Inclusion of Women in Study Populations, and Concerning the Inclusion

of Minorities in Study Populations), which have been in effect since

1990.  The new policy contains some provisions that are substantially

different from the 1990 policies.

All investigators proposing research involving human subjects should

read the "NIH Guidelines For Inclusion of Women and Minorities as

Subjects in Clinical Research," which have been published in the

Federal Register of March 18, 1994 (FR 59 14508-14513) and reprinted in

the NIH Guide for Grants and Contracts, Volume 23, Number 11, March 18,


Investigators also may obtain copies of the policy from the program

staff listed under INQUIRIES.  Program staff may also provide

additional relevant information concerning the policy.


Applications are to be submitted on the grant application form PHS 398

(rev. 9/91) and will be accepted at the standard application deadlines

as indicated in the application kit.  These kits are available from

most institutional offices of sponsored research; the Office of Grants

Information, Division of Research Grants, National Institutes of

Health, Westwood Building, Room 449, Bethesda, MD 20892, telephone

(301) 710-0267; and the NIDCD Program Administrator listed under

INQUIRIES.  The title and number of the program announcement must be

typed in Section 2a on the face page of the application.

Applications for the FIRST Award (R29) must include at least three

sealed letters of reference attached to the face page of the original

application.  FIRST Award (R29) applications submitted without the

required number of reference letters will be considered incomplete and

will be returned without review.

The completed original application and five legible copies must be sent

or delivered to:

Division of Research Grants

National Institutes of Health

Westwood Building, Room 240

Bethesda, MD  20892**


Applications will be assigned on the basis of established PHS referral

guidelines.  Applications will be reviewed for scientific and technical

merit by an appropriate Initial Review Group within the Division of

Research Grants, NIH, in accordance with the standard NIH peer review

procedures.  Following scientific/technical review, the applications

will receive a second-level review by the appropriate national advisory



Applications will compete for available funds with all other approved

applications assigned to  that ICD.  The following will be considered

in making funding decisions:

o  Quality of the proposed project as determined by peer review.

o  Availability of funds.

o  Program priorities among research areas of the announcement.
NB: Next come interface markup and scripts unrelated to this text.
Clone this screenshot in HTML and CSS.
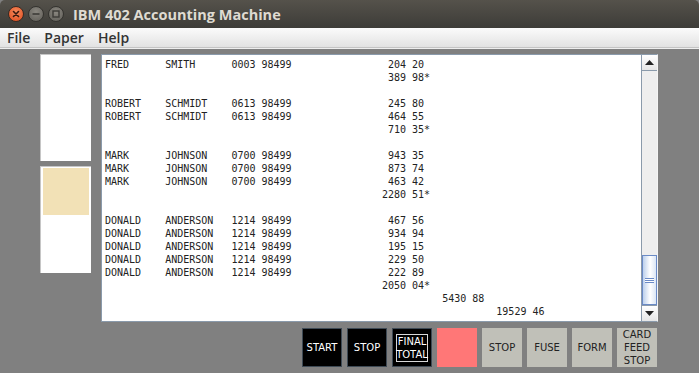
FILE: index.html
```html
<!DOCTYPE html>
<html>
<head>
<meta charset="utf-8">
<link rel="stylesheet" href="styles.css">
</head>
<body>
<div class="window">
  <div class="titlebar">
    <div class="wbtns">
      <span class="wbtn close"><svg width="14" height="14" viewBox="0 0 14 14"><path d="M4.5 4.5 L9.5 9.5 M9.5 4.5 L4.5 9.5" stroke="#3a1a10" stroke-width="1.6" stroke-linecap="round"/></svg></span>
      <span class="wbtn"><svg width="14" height="14" viewBox="0 0 14 14"><path d="M3.5 7 H10.5" stroke="#3c3b37" stroke-width="1.6"/></svg></span>
      <span class="wbtn"><svg width="14" height="14" viewBox="0 0 14 14"><rect x="4" y="4" width="6" height="6" fill="none" stroke="#3c3b37" stroke-width="1.4"/></svg></span>
    </div>
    <div class="title">IBM 402 Accounting Machine</div>
  </div>
  <div class="menubar">
    <span class="menu">File</span>
    <span class="menu">Paper</span>
    <span class="menu">Help</span>
  </div>
  <div class="main">
    <div class="hoppers">
      <div class="hopper"></div>
      <div class="hopper"><div class="card"></div></div>
    </div>
    <div class="scrollpane">
<pre class="printout">FRED      SMITH      0003 98499                204 20
                                               389 98*

ROBERT    SCHMIDT    0613 98499                245 80
ROBERT    SCHMIDT    0613 98499                464 55
                                               710 35*

MARK      JOHNSON    0700 98499                943 35
MARK      JOHNSON    0700 98499                873 74
MARK      JOHNSON    0700 98499                463 42
                                              2280 51*

DONALD    ANDERSON   1214 98499                467 56
DONALD    ANDERSON   1214 98499                934 94
DONALD    ANDERSON   1214 98499                195 15
DONALD    ANDERSON   1214 98499                229 50
DONALD    ANDERSON   1214 98499                222 89
                                              2050 04*
                                                        5430 88
                                                                 19529 46</pre>
      <div class="vscroll">
        <div class="sbtn up"><svg width="9" height="5" viewBox="0 0 9 5"><path d="M0 5 L4.5 0 L9 5 Z" fill="#222"/></svg></div>
        <div class="track">
          <div class="thumb"><span class="grip"></span></div>
        </div>
        <div class="sbtn down"><svg width="9" height="5" viewBox="0 0 9 5"><path d="M0 0 L4.5 5 L9 0 Z" fill="#222"/></svg></div>
      </div>
    </div>
  </div>
  <div class="controls">
    <div class="key dark">START</div>
    <div class="key dark">STOP</div>
    <div class="key dark"><div class="framed">FINAL<br>TOTAL</div></div>
    <div class="key red"></div>
    <div class="key light">STOP</div>
    <div class="key light">FUSE</div>
    <div class="key light">FORM</div>
    <div class="key light">CARD<br>FEED<br>STOP</div>
  </div>
</div>
</body>
</html>
```
FILE: styles.css
```css
html, body {
  margin: 0;
  padding: 0;
}
body {
  width: 699px;
  height: 373px;
  overflow: hidden;
  background: #808080;
}
.window {
  width: 699px;
  height: 373px;
  background: #808080;
  display: flex;
  flex-direction: column;
}
.titlebar {
  height: 28px;
  background: linear-gradient(#55524b, #3d3c38);
  border-radius: 5px 5px 0 0;
  display: flex;
  align-items: center;
  box-sizing: border-box;
}
.wbtns {
  display: flex;
  gap: 4px;
  margin-left: 8px;
  width: 58px;
}
.wbtn {
  width: 14px;
  height: 14px;
  border-radius: 50%;
  background: radial-gradient(circle at 50% 35%, #8a8780, #5e5c56);
  border: 1px solid #34332f;
  display: flex;
  align-items: center;
  justify-content: center;
}
.wbtn.close {
  background: radial-gradient(circle at 50% 35%, #f58a5c, #e04a1c);
  border-color: #3a2a22;
}
.title {
  margin-left: 7px;
  font-family: "Open Sans", "DejaVu Sans", sans-serif;
  font-weight: 700;
  font-size: 14.5px;
  color: #dfdbd2;
}
.menubar {
  height: 19px;
  background: linear-gradient(#fbfbfb, #e2e2e2);
  border-bottom: 1px solid #c4c4c4;
  box-shadow: 0 1px 0 #eeeeee;
  display: flex;
  align-items: center;
  padding-left: 7px;
  gap: 14px;
  margin-bottom: 1px;
}
.menu {
  font-family: "Open Sans", "DejaVu Sans", sans-serif;
  font-weight: 600;
  font-size: 14px;
  color: #333333;
}
.main {
  display: flex;
  margin-top: 5px;
  padding-left: 40px;
  gap: 10px;
}
.hoppers {
  display: flex;
  flex-direction: column;
  gap: 5px;
}
.hopper {
  width: 49px;
  height: 105px;
  background: #ffffff;
  border-top: 1px solid #c6c6c6;
  border-left: 1px solid #c6c6c6;
  box-sizing: content-box;
  padding: 1px 0 0 1px;
  box-shadow: inset 1px 1px 0 #ffffff;
}
.card {
  width: 46px;
  height: 47px;
  margin-left: 1px;
  background: #f2e1b6;
}
.scrollpane {
  width: 555px;
  height: 266px;
  border: 1px solid #8a9aab;
  border-right-color: #f4f4f4;
  border-bottom-color: #8a9aab;
  background: #ffffff;
  display: flex;
}
.printout {
  flex: 1;
  margin: 0;
  padding: 3px 0 0 3px;
  font-family: "DejaVu Sans Mono", monospace;
  font-size: 10px;
  line-height: 13px;
  color: #222222;
  overflow: hidden;
}
.vscroll {
  width: 15px;
  display: flex;
  flex-direction: column;
  border-left: 1px solid #8a9aab;
  background: #eeeeee;
}
.sbtn {
  height: 15px;
  background: linear-gradient(#ffffff, #e6e6e6);
  display: flex;
  align-items: center;
  justify-content: center;
}
.sbtn.up {
  border-bottom: 1px solid #8a9aab;
}
.sbtn.down {
  border-top: 1px solid #8a9aab;
}
.track {
  flex: 1;
  display: flex;
  flex-direction: column;
  justify-content: flex-end;
}
.thumb {
  height: 50px;
  box-sizing: border-box;
  border: 1px solid #6a8ac6;
  background: linear-gradient(90deg, #bcd0ec, #ffffff 55%, #dbe6f5);
  display: flex;
  align-items: center;
  justify-content: center;
}
.grip {
  width: 9px;
  height: 5px;
  background: repeating-linear-gradient(#6a8ac6 0 1px, #ffffff 1px 2px);
}
.controls {
  display: flex;
  gap: 5px;
  margin-top: 6px;
  padding-left: 302px;
}
.key {
  width: 40px;
  height: 39px;
  box-sizing: border-box;
  display: flex;
  align-items: center;
  justify-content: center;
  text-align: center;
  font-family: "DejaVu Sans", sans-serif;
  font-size: 10px;
  line-height: 13px;
}
.key.dark {
  background: #000000;
  color: #ffffff;
  border: 1px solid #3e4a55;
}
.key.red {
  background: #ff7777;
}
.key.light {
  background: #c0c0b8;
  color: #222222;
}
.framed {
  border: 1px solid #d8d8d8;
  width: 32px;
  height: 28px;
  box-sizing: border-box;
  display: flex;
  align-items: center;
  justify-content: center;
  line-height: 13px;
}
```
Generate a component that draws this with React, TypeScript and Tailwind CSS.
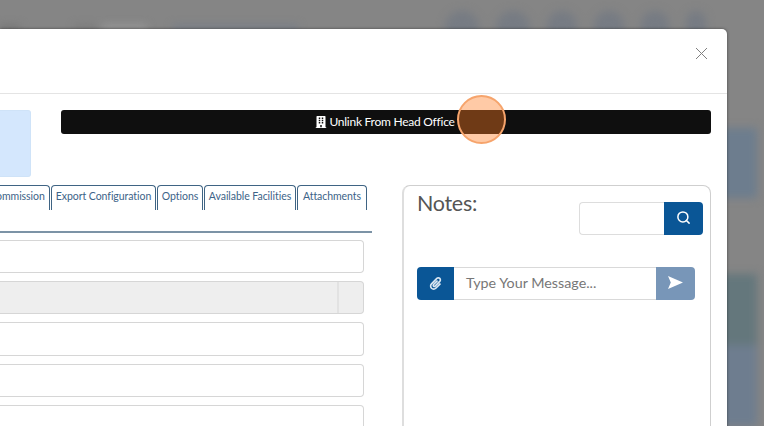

Written and telephone inquiries concerning this PA are encouraged.  The

opportunity to clarify any issues or questions from potential

applicants is welcome.

Direct inquiries regarding programmatic issues to:

Judith A. Cooper, Ph.D.

Division of Communication Sciences and Disorders

National Institute on Deafness and Other Communication Disorders

Executive Plaza South, Room 400-C

6120 Executive Boulevard

Rockville, MD  20892

Telephone:  (301) 496-5061

FAX:  (301) 402-6251

Direct inquiries regarding fiscal matters to:

Sharon Hunt

Grants Management Office

National Institute on Deafness and Other Communication Disorders

Executive Plaza South, Room 400-B

6120 Executive Boulevard

Rockville, MD  20892

Telephone:  (301) 402-0909


This program is described in the Catalog of Federal Domestic Assistance

No. 93.173.  Awards are made under authorization of the Public Health

Service Act, Title IV, Part A (Public Law 78-410, as amended by Public

Law 99-158, 42 USC 241 and 285) and administered under PHS grants

policies and Federal Regulations 42 CFR 52 and 45 CFR Part 74.  This

program is not subject to the intergovernmental review requirements of

Executive Order 12372 or Health Systems Agency review.